Today, I’m joined by Dr. Michelle Mazur, an industry leader who is here to help us understand the concept of bro marketing and how to get away from it so that you can take strangers in your audience and turn them into clients in a way that feels so good.
In the online world, there is this way of marketing and persuading that is unethical and it’s being taught by the biggest names in the industry. These triggers are used to manipulate and coerce people through guilt and shame and psychological tactics in order to make a buying decision. Basically, let's shut down your critical thinking. So you don't think and you buy because it's like, “oh my gosh, it's 11:58 pm and the carts closing in two minutes.” “What if I miss out?” That's buying because of emotions that are going on inside of us, and not because it's the best decision in our market or for us for our business.
I started calling it bro marketing because it was coming from men and being taught everywhere, and then women were marketing to ladies too.

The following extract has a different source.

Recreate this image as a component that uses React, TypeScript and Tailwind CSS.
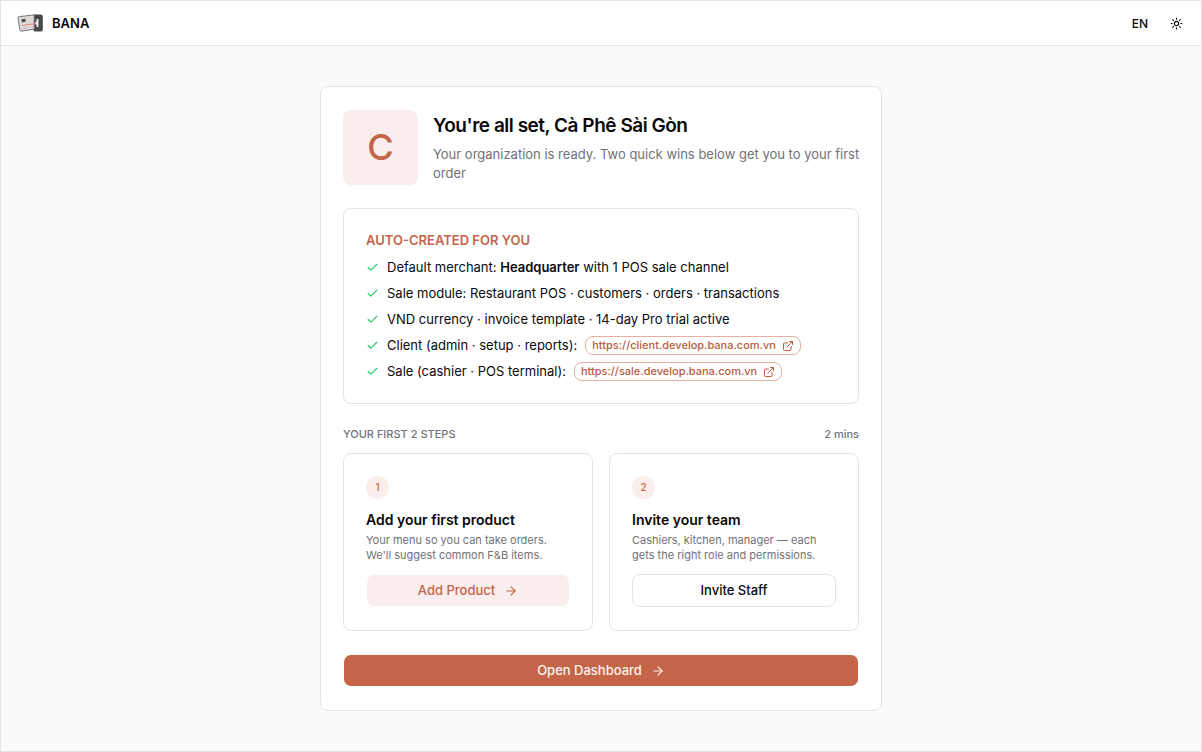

What makes this so tricky is that all of these triggers are actually neutral. Because scarcity can be used for good, it can help us make a decision. You can say that your product isn't coming back for the next six months and if the person wants to start right away, and not wait for 6-months, they’re welcomed. That is a very ethical way of using scarcity.
Whereas if people are using timers and saying, “Oh, you can never get this again. But if you know you pre-opt-in, you can totally get that offer.” That person will not buy it because it’s what they need. They’re buying it because of the fear of missing out.
I would say number one is listening to yourself. One of the things that I've noticed a lot of bro marketers is obsessed with outcomes, specifically money outcomes. So if all of the testimonials are about how you've 10x your business and how it took you three months to make six figures, and it's all about the money, and how quickly people made money, be selective.
Another thing is the rags to riches story. So if somebody instead of telling you why he or she is an expert, how it can help you, their experience, and whatnot, and its focusing on telling you how they used to live in their friend’s basement with $40,000 in debt and how they started their business, and the mansion that they have now with no debt, that’s where you need to stop and think. Be selective, and ask yourself: is this really scarce, or are they trying to make me buy their product showing me only the outcomes and not how it can actually help my business?
Tell it exactly how it was. Add your experience, your downfalls, your good moments, because that’s where people would start to realize that you’re credible and that you are actually interested in helping them.
If you go to Starbucks, and you would try to sell something to someone you have just met, it would have to feel gross and sleazy. That’s because you don’t have a relationship. You don't even know if they need your thing, because you actually didn't ask them any questions. It could sound aggressive, and that’s exactly how it feels when using a bro-tactic move.
When you’re using a bro-tactic move, you’re playing for the numbers. They're probably spamming 20 people a day hoping that one person bites. It's very dehumanizing and not personal at all.
Instead of focusing on the numbers, focus on actually helping your client. Focus on their client journey. Build a relationship first. Get them to know you, and let them be interested in what you have to offer them. Educate them. Sometimes, people will come to you because they like your stuff, not because you have the solution to their problems. So, be ethical and understand that it’s their choice to buy from you or not, even if you know that your product or service will benefit them.
Don’t use their pain points to make them feel bad and make it their fault that they’re not having results. Instead, really understand their struggle, their pain points. Don’t make it sound like your product or service is the ultimate thing they have to do because to get results.
I really do believe that everyone can be a thought leader, that you have an idea In your head right now, that is worthy of you advocating for that is worthy of you standing up and saying, like, I have this idea that can really help you that can really change things for you. And that's what makes you a thought leader. I think we think sometimes thought leaders like how big your audience is, and everybody knows your name, and you have a book. And for me, it's that you have a really good idea that helps people and you want to advocate for that idea.